The ohm is a small coil of German silver wire representing the resistance overcome by a current in a certain time.
FOOTNOTE:
[X] Jenkins' 'Electricity.'
APPENDIX.
McEvoy's Single Main System.—Hitherto in connection with a system of electrical submarine mines, it has been necessary to employ either a single cable between each submarine mine and the torpedo station, or a single cable, termed a "multiple cable," containing a limited number of insulated wires, leading from the station, and branching off from a junction box to each mine, by which considerable cost and complication is incurred. To remedy the above serious defects of such a system, and also to simplify the arrangement of electrical tests, Captain McEvoy has devised and patented the following apparatus; at the firing, or torpedo station, the end of the single main cable, that is, the single core cable leading to the junction box, is connected to a make and break contact apparatus, by which, by the movement of a dial or pointer around a fixed centre, a battery can be successively put in connection with the wire, and disconnected from it, in a somewhat similar manner to Wheatstone's step by step dial telegraphs.

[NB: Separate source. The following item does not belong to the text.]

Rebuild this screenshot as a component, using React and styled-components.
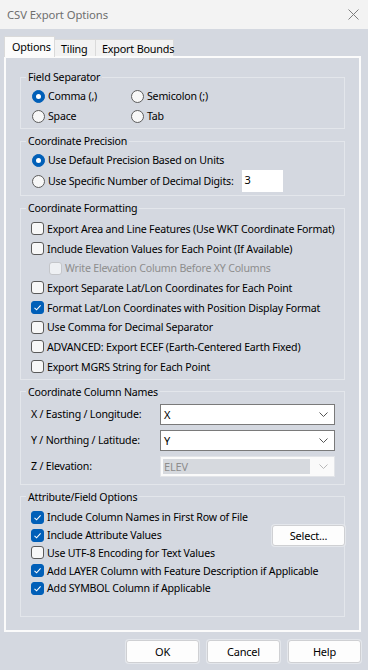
import React from 'react';
import styled, { createGlobalStyle } from 'styled-components';

const FONT = `"Noto Sans", "Segoe UI", sans-serif`;
const BG = '#d4d8e0';

const Global = createGlobalStyle`
  html, body { margin: 0; padding: 0; background: ${BG}; }
  body { font-family: ${FONT}; font-size: 10.6px; letter-spacing: -0.2px; color: #000; }
  * { box-sizing: border-box; }
`;

const Window = styled.div`
  width: 368px;
  height: 670px;
  background: ${BG};
  display: flex;
  flex-direction: column;
  overflow: hidden;
`;

const TitleBar = styled.div`
  height: 29px;
  flex-shrink: 0;
  background: #f3f3f3;
  display: flex;
  align-items: center;
  justify-content: space-between;
  padding: 0 9px 0 7px;
`;

const TitleText = styled.span`
  font-size: 11.3px;
  letter-spacing: -0.1px;
  color: #6f6f6f;
`;

const Body = styled.div`
  padding: 7px 7px 0 4px;
  display: flex;
  flex-direction: column;
`;

const TabStrip = styled.div`
  display: flex;
  align-items: flex-end;
  height: 20px;
  position: relative;
  z-index: 1;
`;

const Tab = styled.div`
  width: ${p => p.$w}px;
  height: ${p => (p.$active ? 21 : 17)}px;
  margin-bottom: ${p => (p.$active ? -1 : 0)}px;
  margin-left: ${p => (p.$first ? 0 : -1)}px;
  background: ${p => (p.$active ? '#fbfbfb' : '#f2f2f2')};
  border: 1px solid #dadada;
  border-bottom: none;
  padding-left: ${p => (p.$active ? 7 : 6)}px;
  padding-bottom: ${p => (p.$active ? 2 : 0)}px;
  display: flex;
  align-items: center;
  white-space: nowrap;
  font-size: 10.8px;
`;

const TabPage = styled.div`
  border: 2px solid #fbfbfb;
  padding: 11px 14px 13px 14px;
  display: flex;
  flex-direction: column;
  gap: 4px;
`;

const Group = styled.fieldset`
  margin: 0;
  min-width: 0;
  border: 1px solid #e3e6eb;
  padding: ${p => p.$pad};
`;

const GroupTitle = styled.legend`
  margin-left: ${p => p.$ml || -6}px;
  padding: 0 2px;
  line-height: 16px;
  height: 16px;
`;

const RadioGrid = styled.div`
  display: grid;
  grid-template-columns: 99px 1fr;
  grid-auto-rows: 20px;
`;

const OptionRow = styled.label`
  display: flex;
  align-items: center;
  gap: 3px;
  height: ${p => p.$h || 20}px;
  padding-left: ${p => p.$indent || 0}px;
  color: ${p => (p.$disabled ? '#8d8d8d' : '#000')};
  white-space: nowrap;
`;

const RadioCircle = styled.span`
  width: 13px;
  height: 13px;
  flex-shrink: 0;
  border-radius: 50%;
  border: 1px solid ${p => (p.$on ? '#005fb8' : '#5c5c5c')};
  background: ${p => (p.$on ? '#005fb8' : '#f7f7f7')};
  display: flex;
  align-items: center;
  justify-content: center;
  &::after {
    content: '';
    display: ${p => (p.$on ? 'block' : 'none')};
    width: 5px;
    height: 5px;
    border-radius: 50%;
    background: #fff;
  }
`;

const Box = styled.span`
  width: 13px;
  height: 13px;
  flex-shrink: 0;
  border-radius: 3px;
  border: 1px solid ${p => (p.$on ? '#005fb8' : p.$disabled ? '#c4c6ca' : '#5a5a5a')};
  background: ${p => (p.$on ? '#005fb8' : p.$disabled ? '#eef0f3' : '#f7f7f7')};
  display: flex;
  align-items: center;
  justify-content: center;
`;

const DigitsInput = styled.div`
  width: 41px;
  height: 22px;
  margin-left: 5px;
  background: #fff;
  padding: 2px 3px;
  line-height: 16px;
  font-size: 11px;
`;

const CheckList = styled.div`
  display: flex;
  flex-direction: column;
`;

const ColumnGrid = styled.div`
  display: grid;
  grid-template-columns: 129px 175px;
  row-gap: 5px;
  align-items: center;
`;

const Combo = styled.div`
  height: 21px;
  border: 1px solid ${p => (p.$disabled ? '#e2e4e8' : '#7a7a7a')};
  background: ${p => (p.$disabled ? '#fafafa' : '#fff')};
  display: flex;
  align-items: center;
  padding: 2px 6px 2px 2px;
  gap: 4px;
`;

const ComboValue = styled.span`
  flex: 1;
  height: 100%;
  display: flex;
  align-items: center;
  padding-left: 1px;
  font-size: 11px;
  background: ${p => (p.$disabled ? '#d6d9de' : 'transparent')};
  color: ${p => (p.$disabled ? '#8d8d8d' : '#000')};
  margin-right: ${p => (p.$disabled ? 5 : 0)}px;
`;

const AttrGrid = styled.div`
  display: grid;
  grid-template-columns: minmax(0, 1fr) 73px;
  grid-auto-rows: 17.75px;
  align-items: center;
`;

const AttrCell = styled.div`
  grid-column: 1;
  min-width: 0;
`;

const Button = styled.div`
  width: 73px;
  height: ${p => p.$h || 23}px;
  background: #fdfdfd;
  border: 1px solid #cfd0d3;
  border-radius: 3px;
  box-shadow: 0 0 0 1px #e4e7ec;
  display: flex;
  align-items: center;
  justify-content: center;
  font-size: 11px;
`;

const SelectButton = styled(Button)`
  justify-self: end;
  margin-right: -1px;
  grid-column: 2;
  grid-row: 2;
`;

const ButtonRow = styled.div`
  display: flex;
  justify-content: flex-end;
  gap: 8px;
  margin-top: 8px;
`;

const Chevron = ({ color }) => (
  <svg width="9" height="5" viewBox="0 0 9 5" style={{ flexShrink: 0 }}>
    <polyline points="0.5,0.5 4.5,4.5 8.5,0.5" fill="none" stroke={color} strokeWidth="1" />
  </svg>
);

const CloseIcon = () => (
  <svg width="11" height="11" viewBox="0 0 11 11">
    <path d="M0.5 0.5 L10.5 10.5 M10.5 0.5 L0.5 10.5" stroke="#7d7d7d" strokeWidth="1" fill="none" />
  </svg>
);

const Radio = ({ on, children }) => (
  <OptionRow>
    <RadioCircle $on={on} />
    <span>{children}</span>
  </OptionRow>
);

const Check = ({ on, disabled, indent, h, children }) => (
  <OptionRow $disabled={disabled} $indent={indent} $h={h}>
    <Box $on={on} $disabled={disabled}>
      {on && (
        <svg width="9" height="9" viewBox="0 0 9 9">
          <polyline points="1.5,4.8 3.6,6.8 7.6,2.4" fill="none" stroke="#fff" strokeWidth="1.1" />
        </svg>
      )}
    </Box>
    <span>{children}</span>
  </OptionRow>
);

const ComboRow = ({ label, value, disabled }) => (
  <>
    <span>{label}</span>
    <Combo $disabled={disabled}>
      <ComboValue $disabled={disabled}>{value}</ComboValue>
      <Chevron color={disabled ? '#b8b8b8' : '#555'} />
    </Combo>
  </>
);

const formatting = [
  { t: 'Export Area and Line Features (Use WKT Coordinate Format)' },
  { t: 'Include Elevation Values for Each Point (If Available)' },
  { t: 'Write Elevation Column Before XY Columns', disabled: true, indent: 18 },
  { t: 'Export Separate Lat/Lon Coordinates for Each Point' },
  { t: 'Format Lat/Lon Coordinates with Position Display Format', on: true },
  { t: 'Use Comma for Decimal Separator' },
  { t: 'ADVANCED: Export ECEF (Earth-Centered Earth Fixed)' },
  { t: 'Export MGRS String for Each Point' },
];

const attrs = [
  { t: 'Include Column Names in First Row of File', on: true },
  { t: 'Include Attribute Values', on: true },
  { t: 'Use UTF-8 Encoding for Text Values' },
  { t: 'Add LAYER Column with Feature Description if Applicable', on: true },
  { t: 'Add SYMBOL Column if Applicable', on: true },
];

export default function App() {
  return (
    <Window>
      <Global />
      <TitleBar>
        <TitleText>CSV Export Options</TitleText>
        <CloseIcon />
      </TitleBar>
      <Body>
        <TabStrip>
          <Tab $active $first $w={51}>Options</Tab>
          <Tab $w={42}>Tiling</Tab>
          <Tab $w={79}>Export Bounds</Tab>
        </TabStrip>
        <TabPage>
          <Group $pad="1px 10px 2px 11px">
            <GroupTitle>Field Separator</GroupTitle>
            <RadioGrid>
              <Radio on>Comma (,)</Radio>
              <Radio>Semicolon (;)</Radio>
              <Radio>Space</Radio>
              <Radio>Tab</Radio>
            </RadioGrid>
          </Group>

          <Group $pad="1px 10px 3px 11px">
            <GroupTitle>Coordinate Precision</GroupTitle>
            <Radio on>Use Default Precision Based on Units</Radio>
            <OptionRow $h={22}>
              <RadioCircle />
              <span>Use Specific Number of Decimal Digits:</span>
              <DigitsInput>3</DigitsInput>
            </OptionRow>
          </Group>

          <Group $pad="3px 10px 2px 10px">
            <GroupTitle $ml={-5}>Coordinate Formatting</GroupTitle>
            <CheckList>
              {formatting.map(f => (
                <Check key={f.t} on={f.on} disabled={f.disabled} indent={f.indent} h={19.7}>
                  {f.t}
                </Check>
              ))}
            </CheckList>
          </Group>

          <Group $pad="4px 9px 7px 10px">
            <GroupTitle $ml={-5}>Coordinate Column Names</GroupTitle>
            <ColumnGrid>
              <ComboRow label="X / Easting / Longitude:" value="X" />
              <ComboRow label="Y / Northing / Latitude:" value="Y" />
              <ComboRow label="Z / Elevation:" value="ELEV" disabled />
            </ColumnGrid>
          </Group>

          <Group $pad="4px 0 19px 10px">
            <GroupTitle $ml={-5}>Attribute/Field Options</GroupTitle>
            <AttrGrid>
              {attrs.map((a, i) => (
                <AttrCell key={a.t} style={{ gridRow: i + 1 }}>
                  <Check on={a.on} h={17.75}>{a.t}</Check>
                </AttrCell>
              ))}
              <SelectButton $h={21}>Select...</SelectButton>
            </AttrGrid>
          </Group>
        </TabPage>
        <ButtonRow>
          <Button>OK</Button>
          <Button>Cancel</Button>
          <Button>Help</Button>
        </ButtonRow>
      </Body>
    </Window>
  );
}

In the junction box at the opposite end of the single core main cable is an electro-magnetic apparatus for working a dial or pointer in exact unison with the aforesaid dial or pointer at the torpedo station. This junction box dial or pointer serves as a contact maker to put the wire of the main cable successively in contact with the branch wires leading to the several torpedoes, as it is caused to turn with a step by step motion by the sending of a succession of currents from the firing station.
As the contact maker completes the circuit between the main cable and one of the branch wires, the current passes from the cable through the wire, and through the fuze of that particular torpedo to "earth"; but when any one or other of the torpedoes is to be exploded, the circuit between the main cable and the torpedo wire being completed, it is only necessary to send a current through the main cable of sufficient strength to ignite the fuze, and so explode the mine.

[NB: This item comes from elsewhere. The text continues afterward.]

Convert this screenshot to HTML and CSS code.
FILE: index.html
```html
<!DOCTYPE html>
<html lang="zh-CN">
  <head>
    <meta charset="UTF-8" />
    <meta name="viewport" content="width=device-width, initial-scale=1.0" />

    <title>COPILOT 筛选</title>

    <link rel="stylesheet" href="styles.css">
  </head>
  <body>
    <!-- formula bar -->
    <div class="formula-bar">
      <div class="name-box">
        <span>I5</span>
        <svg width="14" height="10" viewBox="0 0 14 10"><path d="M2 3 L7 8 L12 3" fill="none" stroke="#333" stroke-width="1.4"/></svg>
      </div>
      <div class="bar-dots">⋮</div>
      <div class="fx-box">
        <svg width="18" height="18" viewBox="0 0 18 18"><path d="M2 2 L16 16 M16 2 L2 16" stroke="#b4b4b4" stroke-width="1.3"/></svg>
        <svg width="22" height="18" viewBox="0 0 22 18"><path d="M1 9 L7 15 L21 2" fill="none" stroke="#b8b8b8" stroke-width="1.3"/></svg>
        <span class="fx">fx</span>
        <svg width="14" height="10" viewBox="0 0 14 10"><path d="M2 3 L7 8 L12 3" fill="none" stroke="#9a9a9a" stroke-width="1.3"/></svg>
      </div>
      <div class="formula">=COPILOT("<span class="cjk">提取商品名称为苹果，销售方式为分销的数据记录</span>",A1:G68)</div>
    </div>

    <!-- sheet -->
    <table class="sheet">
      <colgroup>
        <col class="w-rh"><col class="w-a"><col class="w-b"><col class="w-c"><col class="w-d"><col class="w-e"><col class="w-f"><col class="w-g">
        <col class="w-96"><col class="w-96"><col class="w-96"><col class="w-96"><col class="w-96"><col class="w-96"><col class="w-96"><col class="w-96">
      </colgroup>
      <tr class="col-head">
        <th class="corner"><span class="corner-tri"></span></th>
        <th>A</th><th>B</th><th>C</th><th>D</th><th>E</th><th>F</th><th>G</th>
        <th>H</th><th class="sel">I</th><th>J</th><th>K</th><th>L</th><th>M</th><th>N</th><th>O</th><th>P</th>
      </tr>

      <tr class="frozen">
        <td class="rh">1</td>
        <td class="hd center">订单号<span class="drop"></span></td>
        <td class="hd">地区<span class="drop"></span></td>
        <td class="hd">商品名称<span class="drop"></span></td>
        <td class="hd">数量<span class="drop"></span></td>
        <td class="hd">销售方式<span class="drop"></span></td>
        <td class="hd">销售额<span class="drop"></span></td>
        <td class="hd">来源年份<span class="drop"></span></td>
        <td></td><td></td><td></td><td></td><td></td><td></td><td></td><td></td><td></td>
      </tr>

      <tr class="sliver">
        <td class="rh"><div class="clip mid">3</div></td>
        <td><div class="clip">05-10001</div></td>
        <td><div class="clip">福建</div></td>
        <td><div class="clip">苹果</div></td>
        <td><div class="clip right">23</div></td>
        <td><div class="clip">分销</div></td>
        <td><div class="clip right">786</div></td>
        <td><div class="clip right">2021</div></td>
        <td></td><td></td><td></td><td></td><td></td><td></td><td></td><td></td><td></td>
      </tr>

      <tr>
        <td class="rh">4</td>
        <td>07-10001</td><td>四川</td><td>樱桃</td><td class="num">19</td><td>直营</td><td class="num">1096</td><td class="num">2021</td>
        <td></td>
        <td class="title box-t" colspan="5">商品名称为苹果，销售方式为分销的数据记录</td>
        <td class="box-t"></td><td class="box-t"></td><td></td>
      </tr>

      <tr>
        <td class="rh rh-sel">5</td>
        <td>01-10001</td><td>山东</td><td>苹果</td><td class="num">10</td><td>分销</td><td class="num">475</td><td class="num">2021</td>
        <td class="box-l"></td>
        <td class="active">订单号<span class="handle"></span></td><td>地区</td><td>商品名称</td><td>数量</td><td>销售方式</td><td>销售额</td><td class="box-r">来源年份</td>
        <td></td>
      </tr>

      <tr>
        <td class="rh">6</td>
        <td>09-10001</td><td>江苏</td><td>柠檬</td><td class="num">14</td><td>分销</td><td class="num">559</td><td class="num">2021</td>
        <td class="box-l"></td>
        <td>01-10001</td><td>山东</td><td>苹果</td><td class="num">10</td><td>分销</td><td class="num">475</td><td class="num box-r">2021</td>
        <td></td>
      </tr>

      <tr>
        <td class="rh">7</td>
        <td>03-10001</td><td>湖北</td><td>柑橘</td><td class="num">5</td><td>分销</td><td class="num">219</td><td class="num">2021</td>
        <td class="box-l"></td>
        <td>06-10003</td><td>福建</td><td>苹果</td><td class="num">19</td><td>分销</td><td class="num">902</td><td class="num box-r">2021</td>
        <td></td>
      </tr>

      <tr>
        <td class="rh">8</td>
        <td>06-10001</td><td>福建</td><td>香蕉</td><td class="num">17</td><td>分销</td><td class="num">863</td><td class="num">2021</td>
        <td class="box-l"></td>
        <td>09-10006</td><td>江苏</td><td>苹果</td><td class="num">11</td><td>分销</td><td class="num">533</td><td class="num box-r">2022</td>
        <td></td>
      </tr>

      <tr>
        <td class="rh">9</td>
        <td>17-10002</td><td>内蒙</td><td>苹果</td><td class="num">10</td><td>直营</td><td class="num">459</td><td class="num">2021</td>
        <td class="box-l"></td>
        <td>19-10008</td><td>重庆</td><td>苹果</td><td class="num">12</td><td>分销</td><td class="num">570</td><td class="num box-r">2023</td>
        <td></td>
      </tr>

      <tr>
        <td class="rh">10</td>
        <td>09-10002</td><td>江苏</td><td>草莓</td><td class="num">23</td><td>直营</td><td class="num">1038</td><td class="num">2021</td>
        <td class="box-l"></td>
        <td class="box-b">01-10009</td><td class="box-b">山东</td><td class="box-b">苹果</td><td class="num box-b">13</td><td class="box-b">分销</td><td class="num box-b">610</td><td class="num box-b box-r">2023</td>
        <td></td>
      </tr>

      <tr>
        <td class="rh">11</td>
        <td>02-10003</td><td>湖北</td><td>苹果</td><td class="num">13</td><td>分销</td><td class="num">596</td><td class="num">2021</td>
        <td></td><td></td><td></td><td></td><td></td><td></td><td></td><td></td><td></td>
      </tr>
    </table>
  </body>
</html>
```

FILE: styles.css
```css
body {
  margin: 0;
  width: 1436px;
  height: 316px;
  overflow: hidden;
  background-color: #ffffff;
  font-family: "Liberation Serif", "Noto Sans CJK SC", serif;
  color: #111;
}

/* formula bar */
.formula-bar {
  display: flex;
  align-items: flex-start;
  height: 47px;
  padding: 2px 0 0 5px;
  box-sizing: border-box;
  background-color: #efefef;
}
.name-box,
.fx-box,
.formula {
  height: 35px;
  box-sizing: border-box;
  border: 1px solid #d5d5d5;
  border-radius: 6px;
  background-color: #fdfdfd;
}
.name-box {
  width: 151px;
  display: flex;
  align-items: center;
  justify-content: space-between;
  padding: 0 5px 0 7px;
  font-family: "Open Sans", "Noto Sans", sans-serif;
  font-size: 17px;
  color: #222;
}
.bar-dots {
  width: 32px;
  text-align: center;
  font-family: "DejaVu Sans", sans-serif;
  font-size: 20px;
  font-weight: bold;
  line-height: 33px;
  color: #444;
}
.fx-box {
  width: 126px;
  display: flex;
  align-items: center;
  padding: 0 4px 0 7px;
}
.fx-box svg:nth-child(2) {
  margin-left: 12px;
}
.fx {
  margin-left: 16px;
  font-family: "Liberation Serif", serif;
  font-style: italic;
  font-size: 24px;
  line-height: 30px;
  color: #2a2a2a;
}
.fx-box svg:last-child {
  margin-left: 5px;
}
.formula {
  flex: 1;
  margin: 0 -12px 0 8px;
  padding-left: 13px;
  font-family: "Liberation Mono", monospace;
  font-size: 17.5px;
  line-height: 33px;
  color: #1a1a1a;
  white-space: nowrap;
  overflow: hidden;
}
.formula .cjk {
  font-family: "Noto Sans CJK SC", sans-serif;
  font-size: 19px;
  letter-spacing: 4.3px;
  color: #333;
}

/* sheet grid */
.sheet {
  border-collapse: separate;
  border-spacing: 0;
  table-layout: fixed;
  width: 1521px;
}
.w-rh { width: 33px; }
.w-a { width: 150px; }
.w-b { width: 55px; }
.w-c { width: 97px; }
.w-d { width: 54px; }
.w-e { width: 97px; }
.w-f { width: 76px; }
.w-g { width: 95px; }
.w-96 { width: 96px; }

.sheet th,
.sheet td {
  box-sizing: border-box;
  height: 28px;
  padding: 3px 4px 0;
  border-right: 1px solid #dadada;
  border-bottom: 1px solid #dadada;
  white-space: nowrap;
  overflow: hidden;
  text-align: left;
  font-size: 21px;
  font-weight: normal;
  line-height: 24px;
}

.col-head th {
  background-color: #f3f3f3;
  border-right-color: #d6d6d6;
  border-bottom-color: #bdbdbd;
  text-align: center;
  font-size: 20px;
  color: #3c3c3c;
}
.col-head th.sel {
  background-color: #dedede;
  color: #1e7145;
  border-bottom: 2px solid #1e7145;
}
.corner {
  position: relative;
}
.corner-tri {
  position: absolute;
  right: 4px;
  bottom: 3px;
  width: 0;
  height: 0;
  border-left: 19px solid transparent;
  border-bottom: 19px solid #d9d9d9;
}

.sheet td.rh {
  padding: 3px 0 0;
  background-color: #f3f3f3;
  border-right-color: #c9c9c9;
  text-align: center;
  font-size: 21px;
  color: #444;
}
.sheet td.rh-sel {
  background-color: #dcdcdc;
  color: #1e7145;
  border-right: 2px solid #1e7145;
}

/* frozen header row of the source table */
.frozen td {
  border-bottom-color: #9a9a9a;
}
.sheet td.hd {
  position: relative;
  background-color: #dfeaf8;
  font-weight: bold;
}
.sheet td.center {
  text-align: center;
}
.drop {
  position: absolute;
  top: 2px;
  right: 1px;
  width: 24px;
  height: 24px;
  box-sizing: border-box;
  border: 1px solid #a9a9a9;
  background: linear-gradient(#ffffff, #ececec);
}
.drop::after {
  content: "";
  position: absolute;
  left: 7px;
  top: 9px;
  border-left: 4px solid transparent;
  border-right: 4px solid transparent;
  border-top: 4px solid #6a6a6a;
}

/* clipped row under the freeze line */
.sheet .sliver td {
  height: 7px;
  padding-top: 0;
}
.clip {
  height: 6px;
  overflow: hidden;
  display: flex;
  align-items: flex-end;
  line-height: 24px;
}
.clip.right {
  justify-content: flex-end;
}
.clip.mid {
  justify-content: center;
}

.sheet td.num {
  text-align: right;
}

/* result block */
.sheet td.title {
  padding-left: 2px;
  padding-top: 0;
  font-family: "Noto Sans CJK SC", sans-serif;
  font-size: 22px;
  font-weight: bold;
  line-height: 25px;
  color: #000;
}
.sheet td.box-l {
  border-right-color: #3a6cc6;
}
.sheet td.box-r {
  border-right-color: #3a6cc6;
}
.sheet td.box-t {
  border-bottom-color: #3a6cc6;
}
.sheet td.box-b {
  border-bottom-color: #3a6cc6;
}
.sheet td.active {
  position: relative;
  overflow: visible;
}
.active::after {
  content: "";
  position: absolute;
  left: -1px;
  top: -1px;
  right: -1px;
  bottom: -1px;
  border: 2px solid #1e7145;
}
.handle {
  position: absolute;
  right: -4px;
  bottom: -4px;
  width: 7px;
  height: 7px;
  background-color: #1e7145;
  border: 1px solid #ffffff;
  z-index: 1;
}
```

The strength of the current used for giving the aforesaid step by step motion to the junction box dial or pointer is not sufficient to cause the ignition of the fuzes in the torpedoes.
Again, if it be desired that the torpedoes should be so arranged that when any of them are struck by a passing vessel, the fact of its having been struck should be instantly signalled to the firing station. The dial apparatus in the junction box is arranged so that at one point of its revolution, termed the "zero point," all the torpedo branch wires are in circuit with the main cable, and that then a constant current is passing from the firing station through all the circuit closers, and out through resistance coils to "earth." In this case, if one of the circuit closers be struck, and therefore short circuit formed, the current passes direct to earth without going through the aforesaid resistance, and the fact of its having done so is at once indicated by a galvanometer at the firing point, by the movement of which a bell is rung at the station. The operator can then explode such torpedo at once by merely switching in the firing battery.